## Start THE INPUT

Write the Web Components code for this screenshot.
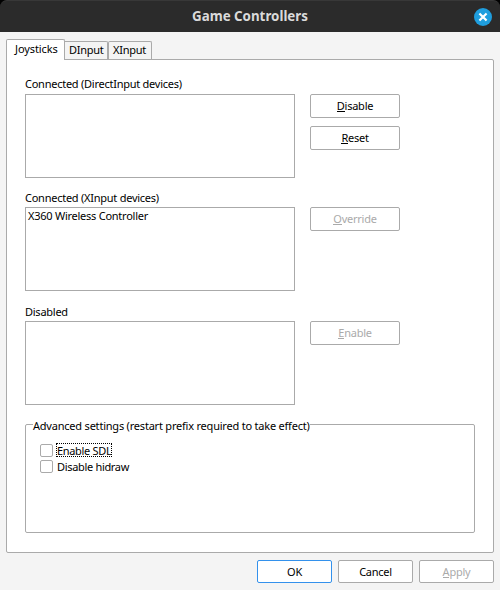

## End THE INPUT
## Start THE INPUT

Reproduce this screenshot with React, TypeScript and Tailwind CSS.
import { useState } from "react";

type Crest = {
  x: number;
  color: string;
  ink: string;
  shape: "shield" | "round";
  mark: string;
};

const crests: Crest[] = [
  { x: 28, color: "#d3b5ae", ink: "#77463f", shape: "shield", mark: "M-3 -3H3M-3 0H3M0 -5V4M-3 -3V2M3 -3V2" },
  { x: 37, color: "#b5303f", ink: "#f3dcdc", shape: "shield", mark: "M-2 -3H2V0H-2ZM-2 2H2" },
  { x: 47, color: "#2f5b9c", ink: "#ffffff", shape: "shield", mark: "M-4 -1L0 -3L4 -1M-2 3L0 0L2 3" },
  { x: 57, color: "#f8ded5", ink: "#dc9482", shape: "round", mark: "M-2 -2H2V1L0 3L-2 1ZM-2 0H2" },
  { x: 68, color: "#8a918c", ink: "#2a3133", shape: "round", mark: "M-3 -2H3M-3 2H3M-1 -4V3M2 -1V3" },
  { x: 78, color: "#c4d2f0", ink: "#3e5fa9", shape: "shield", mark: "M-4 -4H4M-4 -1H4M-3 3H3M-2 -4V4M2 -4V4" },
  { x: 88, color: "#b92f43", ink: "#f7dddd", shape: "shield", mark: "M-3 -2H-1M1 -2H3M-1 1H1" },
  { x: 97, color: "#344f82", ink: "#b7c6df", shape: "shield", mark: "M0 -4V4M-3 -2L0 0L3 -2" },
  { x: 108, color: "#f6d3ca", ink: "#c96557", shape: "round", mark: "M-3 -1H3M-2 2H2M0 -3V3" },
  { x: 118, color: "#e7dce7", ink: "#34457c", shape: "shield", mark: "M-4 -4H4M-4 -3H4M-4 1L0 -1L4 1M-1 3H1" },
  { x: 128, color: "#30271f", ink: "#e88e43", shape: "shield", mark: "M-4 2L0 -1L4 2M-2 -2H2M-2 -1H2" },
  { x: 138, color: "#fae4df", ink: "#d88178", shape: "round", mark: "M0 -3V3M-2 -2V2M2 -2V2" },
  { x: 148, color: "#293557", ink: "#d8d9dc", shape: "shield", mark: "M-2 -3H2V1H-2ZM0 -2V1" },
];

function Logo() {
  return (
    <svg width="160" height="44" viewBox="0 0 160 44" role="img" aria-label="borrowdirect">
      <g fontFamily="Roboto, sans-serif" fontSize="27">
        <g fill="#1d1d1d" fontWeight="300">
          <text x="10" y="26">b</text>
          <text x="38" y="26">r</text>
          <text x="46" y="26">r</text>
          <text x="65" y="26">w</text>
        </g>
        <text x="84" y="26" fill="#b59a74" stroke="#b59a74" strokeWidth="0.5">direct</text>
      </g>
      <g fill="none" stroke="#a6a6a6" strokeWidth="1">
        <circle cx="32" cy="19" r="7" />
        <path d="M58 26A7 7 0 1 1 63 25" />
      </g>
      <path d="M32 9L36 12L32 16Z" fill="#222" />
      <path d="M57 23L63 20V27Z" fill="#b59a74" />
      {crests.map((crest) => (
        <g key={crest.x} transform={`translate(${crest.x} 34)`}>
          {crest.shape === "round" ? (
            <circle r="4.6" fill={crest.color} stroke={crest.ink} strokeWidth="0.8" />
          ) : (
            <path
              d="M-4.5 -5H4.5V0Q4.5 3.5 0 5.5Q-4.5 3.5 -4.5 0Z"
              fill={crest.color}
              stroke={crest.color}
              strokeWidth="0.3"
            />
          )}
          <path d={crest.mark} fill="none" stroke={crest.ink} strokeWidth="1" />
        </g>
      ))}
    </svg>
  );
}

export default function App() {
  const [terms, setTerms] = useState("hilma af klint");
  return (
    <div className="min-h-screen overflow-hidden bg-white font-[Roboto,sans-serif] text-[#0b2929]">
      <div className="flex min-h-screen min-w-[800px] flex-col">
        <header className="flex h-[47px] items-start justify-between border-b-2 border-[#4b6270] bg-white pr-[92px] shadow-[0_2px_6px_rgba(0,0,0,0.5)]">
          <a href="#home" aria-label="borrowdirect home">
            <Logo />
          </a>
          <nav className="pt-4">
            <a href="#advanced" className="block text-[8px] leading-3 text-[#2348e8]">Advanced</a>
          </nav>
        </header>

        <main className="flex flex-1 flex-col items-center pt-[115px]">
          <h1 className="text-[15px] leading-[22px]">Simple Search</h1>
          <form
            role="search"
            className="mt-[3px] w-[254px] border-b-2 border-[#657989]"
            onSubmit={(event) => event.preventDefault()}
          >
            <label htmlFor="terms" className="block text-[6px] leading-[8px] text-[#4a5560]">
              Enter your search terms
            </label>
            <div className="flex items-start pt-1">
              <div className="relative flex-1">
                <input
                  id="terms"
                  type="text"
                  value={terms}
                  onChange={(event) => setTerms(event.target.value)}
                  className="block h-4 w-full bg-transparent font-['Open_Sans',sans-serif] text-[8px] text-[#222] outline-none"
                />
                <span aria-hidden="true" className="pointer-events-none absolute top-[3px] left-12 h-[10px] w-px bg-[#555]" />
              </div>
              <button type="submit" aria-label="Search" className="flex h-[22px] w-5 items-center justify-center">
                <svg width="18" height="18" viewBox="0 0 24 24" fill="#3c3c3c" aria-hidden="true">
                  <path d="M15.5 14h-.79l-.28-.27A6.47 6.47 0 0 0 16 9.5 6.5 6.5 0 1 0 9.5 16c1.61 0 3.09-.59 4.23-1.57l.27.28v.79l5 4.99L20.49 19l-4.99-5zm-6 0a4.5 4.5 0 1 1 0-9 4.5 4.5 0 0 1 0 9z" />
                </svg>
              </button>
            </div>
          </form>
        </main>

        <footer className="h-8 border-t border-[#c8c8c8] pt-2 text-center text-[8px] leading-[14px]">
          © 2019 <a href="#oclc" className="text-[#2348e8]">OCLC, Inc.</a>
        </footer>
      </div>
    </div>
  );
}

## End THE INPUT
## Start THE INPUT

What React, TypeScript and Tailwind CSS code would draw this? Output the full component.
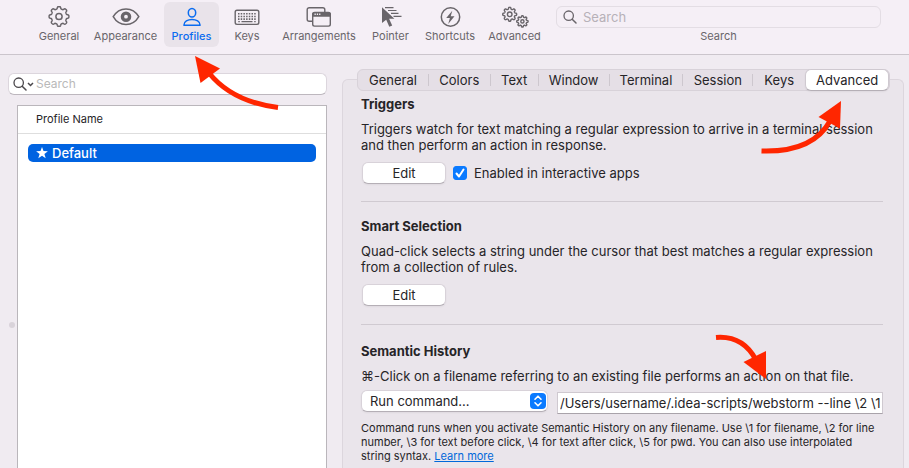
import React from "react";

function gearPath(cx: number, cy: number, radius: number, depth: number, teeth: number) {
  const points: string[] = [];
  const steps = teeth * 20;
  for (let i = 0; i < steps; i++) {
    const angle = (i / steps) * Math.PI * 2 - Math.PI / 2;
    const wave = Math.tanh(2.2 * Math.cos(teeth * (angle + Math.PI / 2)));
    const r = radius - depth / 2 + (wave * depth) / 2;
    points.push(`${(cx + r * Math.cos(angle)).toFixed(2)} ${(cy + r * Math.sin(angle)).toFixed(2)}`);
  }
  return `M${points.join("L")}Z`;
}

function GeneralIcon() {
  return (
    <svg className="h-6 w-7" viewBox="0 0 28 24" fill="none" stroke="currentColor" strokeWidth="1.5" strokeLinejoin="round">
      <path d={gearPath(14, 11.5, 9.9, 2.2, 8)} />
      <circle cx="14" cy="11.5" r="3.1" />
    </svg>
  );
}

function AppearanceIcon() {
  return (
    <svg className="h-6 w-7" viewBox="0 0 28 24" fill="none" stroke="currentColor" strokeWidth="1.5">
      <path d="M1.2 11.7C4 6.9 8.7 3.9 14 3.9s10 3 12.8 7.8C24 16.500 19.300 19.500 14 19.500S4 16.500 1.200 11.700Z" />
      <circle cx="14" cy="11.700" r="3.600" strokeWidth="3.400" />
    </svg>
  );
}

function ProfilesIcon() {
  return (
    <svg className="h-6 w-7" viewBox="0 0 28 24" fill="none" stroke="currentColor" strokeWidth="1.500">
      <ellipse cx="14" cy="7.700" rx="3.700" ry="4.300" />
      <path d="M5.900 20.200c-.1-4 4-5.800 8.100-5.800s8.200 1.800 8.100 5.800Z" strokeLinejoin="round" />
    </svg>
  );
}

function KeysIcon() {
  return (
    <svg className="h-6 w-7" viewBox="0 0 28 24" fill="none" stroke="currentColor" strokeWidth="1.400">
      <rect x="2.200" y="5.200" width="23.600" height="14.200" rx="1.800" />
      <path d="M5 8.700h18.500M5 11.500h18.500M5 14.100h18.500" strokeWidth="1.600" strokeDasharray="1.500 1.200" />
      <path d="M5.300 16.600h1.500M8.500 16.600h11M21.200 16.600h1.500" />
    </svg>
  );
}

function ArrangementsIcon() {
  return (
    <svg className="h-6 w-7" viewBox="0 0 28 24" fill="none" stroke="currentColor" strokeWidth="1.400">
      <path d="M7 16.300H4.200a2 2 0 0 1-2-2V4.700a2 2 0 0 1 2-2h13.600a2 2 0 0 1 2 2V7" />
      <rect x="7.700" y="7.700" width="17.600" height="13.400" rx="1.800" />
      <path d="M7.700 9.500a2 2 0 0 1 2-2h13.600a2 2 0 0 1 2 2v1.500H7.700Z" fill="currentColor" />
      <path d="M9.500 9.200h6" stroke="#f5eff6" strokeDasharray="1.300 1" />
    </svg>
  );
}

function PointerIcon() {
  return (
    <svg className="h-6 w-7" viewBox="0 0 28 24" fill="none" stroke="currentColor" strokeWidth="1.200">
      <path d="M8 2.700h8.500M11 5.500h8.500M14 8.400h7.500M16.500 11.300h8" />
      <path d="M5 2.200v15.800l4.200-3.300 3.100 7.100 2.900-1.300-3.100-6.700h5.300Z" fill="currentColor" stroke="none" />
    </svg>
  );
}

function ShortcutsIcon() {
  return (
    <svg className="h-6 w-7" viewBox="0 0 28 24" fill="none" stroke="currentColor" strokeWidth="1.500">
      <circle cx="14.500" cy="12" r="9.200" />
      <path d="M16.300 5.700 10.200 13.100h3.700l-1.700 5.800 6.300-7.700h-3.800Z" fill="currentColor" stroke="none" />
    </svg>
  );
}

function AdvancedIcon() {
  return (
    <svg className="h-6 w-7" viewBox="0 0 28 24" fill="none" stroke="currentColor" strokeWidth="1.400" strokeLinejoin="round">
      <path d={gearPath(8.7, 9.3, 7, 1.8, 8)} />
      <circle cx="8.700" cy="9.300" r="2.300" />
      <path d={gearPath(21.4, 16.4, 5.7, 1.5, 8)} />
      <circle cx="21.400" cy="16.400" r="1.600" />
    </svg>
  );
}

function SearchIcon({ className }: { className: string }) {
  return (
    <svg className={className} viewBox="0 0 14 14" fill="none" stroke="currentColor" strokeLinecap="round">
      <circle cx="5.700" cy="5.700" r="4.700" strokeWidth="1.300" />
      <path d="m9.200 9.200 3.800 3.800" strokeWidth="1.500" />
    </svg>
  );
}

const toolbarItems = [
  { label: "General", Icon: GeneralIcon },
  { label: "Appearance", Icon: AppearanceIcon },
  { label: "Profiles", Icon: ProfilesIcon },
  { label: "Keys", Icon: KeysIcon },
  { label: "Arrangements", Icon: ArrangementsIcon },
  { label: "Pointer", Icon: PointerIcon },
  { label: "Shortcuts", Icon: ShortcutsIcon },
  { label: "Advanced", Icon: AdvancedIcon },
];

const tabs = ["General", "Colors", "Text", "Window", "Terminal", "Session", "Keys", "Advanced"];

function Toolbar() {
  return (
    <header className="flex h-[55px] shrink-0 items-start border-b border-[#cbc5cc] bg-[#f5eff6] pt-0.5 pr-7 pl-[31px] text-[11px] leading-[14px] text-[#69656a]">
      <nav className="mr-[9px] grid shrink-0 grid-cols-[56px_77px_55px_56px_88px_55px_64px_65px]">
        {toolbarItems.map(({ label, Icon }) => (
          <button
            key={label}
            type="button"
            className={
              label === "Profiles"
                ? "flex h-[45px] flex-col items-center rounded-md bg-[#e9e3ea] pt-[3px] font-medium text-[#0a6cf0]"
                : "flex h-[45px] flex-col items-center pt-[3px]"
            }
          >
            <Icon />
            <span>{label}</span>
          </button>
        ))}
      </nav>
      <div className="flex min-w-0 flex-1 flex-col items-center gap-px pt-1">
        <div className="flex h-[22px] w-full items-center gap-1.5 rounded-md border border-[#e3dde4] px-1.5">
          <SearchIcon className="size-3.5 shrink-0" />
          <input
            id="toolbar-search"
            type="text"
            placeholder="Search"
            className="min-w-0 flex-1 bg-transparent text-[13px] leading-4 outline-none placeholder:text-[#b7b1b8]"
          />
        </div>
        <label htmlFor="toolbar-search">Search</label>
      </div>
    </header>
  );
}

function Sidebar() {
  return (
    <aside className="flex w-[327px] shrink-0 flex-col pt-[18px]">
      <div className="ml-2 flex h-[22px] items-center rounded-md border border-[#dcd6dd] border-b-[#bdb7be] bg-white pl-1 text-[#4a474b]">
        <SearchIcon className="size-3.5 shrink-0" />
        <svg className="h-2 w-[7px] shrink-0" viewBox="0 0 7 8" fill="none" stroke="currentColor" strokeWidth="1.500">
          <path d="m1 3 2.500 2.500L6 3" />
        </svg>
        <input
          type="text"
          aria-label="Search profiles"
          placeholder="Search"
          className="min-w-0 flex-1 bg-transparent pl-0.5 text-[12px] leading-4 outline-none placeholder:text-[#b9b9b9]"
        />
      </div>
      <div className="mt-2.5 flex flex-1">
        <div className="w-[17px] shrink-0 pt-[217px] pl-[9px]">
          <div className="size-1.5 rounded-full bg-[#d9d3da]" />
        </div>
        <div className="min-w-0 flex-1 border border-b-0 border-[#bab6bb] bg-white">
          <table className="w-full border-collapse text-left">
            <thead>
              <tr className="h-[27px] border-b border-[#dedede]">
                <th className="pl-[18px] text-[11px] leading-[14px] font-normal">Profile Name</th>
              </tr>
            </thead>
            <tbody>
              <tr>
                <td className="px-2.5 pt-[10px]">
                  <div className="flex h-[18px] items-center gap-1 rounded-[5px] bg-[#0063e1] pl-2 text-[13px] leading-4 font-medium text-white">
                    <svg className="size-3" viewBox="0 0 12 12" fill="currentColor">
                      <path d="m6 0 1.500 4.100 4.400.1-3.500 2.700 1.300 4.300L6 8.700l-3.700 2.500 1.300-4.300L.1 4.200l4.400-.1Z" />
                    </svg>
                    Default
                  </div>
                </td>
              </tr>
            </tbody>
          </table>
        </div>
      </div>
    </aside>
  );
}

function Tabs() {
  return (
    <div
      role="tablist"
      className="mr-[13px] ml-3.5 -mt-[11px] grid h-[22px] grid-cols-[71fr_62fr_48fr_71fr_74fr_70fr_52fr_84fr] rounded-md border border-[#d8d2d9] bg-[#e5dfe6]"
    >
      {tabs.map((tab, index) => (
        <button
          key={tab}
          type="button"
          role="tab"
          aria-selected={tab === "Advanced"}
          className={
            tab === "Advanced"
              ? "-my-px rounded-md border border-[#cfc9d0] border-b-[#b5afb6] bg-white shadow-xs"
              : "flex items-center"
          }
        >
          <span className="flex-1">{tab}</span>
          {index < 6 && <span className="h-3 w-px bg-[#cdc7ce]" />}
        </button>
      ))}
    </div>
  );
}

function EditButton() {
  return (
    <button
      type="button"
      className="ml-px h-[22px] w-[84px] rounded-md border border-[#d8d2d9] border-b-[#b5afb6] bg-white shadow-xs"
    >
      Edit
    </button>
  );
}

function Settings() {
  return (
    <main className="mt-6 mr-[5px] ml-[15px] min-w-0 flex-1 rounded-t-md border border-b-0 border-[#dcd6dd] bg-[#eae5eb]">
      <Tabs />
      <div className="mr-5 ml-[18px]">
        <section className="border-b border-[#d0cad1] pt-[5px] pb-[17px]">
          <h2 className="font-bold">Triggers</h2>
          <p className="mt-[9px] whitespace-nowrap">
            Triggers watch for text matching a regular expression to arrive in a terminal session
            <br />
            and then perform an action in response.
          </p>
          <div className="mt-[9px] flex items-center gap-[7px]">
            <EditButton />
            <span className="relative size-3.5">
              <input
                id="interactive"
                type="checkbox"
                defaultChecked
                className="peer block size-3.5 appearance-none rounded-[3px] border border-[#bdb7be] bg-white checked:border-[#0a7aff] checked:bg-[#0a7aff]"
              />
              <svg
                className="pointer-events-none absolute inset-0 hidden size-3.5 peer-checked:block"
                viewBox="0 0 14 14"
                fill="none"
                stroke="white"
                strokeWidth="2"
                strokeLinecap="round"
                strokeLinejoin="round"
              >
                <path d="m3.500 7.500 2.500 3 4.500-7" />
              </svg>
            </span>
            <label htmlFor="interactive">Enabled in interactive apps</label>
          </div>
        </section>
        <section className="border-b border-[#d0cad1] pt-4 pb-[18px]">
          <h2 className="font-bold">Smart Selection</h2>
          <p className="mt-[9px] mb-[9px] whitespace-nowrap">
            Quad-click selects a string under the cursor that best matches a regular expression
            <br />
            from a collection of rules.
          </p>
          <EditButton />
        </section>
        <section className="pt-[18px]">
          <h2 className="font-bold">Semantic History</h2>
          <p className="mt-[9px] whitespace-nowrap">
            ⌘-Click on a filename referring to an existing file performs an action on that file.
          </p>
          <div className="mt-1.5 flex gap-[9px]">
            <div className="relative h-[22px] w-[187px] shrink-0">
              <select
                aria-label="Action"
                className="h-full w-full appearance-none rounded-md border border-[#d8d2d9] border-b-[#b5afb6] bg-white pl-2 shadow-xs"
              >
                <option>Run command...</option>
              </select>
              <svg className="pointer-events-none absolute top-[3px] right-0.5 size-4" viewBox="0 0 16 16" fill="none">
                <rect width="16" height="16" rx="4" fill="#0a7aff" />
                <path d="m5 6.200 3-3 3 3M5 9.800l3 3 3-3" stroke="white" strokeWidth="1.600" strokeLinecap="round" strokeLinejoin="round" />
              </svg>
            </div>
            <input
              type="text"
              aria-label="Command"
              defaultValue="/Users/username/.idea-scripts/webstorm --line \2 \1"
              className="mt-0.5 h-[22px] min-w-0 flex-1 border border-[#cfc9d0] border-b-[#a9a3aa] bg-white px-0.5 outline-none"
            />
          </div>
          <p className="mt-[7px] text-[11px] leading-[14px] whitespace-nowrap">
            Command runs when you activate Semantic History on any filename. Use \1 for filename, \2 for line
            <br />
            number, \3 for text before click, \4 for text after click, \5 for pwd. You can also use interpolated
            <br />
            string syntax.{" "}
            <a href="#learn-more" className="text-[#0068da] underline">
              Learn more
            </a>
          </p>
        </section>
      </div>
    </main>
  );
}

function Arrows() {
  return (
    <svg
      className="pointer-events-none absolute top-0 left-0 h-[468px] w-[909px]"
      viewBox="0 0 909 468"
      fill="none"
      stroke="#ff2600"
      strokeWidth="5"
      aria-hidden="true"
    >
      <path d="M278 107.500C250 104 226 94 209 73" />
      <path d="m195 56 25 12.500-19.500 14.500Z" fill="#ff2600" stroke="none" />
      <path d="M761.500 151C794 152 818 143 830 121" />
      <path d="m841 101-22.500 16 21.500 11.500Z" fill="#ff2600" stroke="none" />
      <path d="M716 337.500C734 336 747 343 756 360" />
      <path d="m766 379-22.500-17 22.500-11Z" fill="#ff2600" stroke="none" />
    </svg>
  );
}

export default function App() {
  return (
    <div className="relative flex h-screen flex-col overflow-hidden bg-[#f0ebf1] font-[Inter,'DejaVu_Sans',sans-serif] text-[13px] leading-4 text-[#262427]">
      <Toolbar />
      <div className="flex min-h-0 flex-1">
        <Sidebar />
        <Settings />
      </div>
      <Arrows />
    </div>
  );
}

## End THE INPUT

YOUR TASK
Which lines in the listing above hold the word "full"? Show each of them.

SOLUTION TO THIS TASK
                  className="block h-4 w-full bg-transparent font-['Open_Sans',sans-serif] text-[8px] text-[#222] outline-none"
What React, TypeScript and Tailwind CSS code would draw this? Output the full component.
        <div className="flex h-[22px] w-full items-center gap-1.5 rounded-md border border-[#e3dde4] px-1.5">
          <div className="size-1.5 rounded-full bg-[#d9d3da]" />
          <table className="w-full border-collapse text-left">
                className="h-full w-full appearance-none rounded-md border border-[#d8d2d9] border-b-[#b5afb6] bg-white pl-2 shadow-xs"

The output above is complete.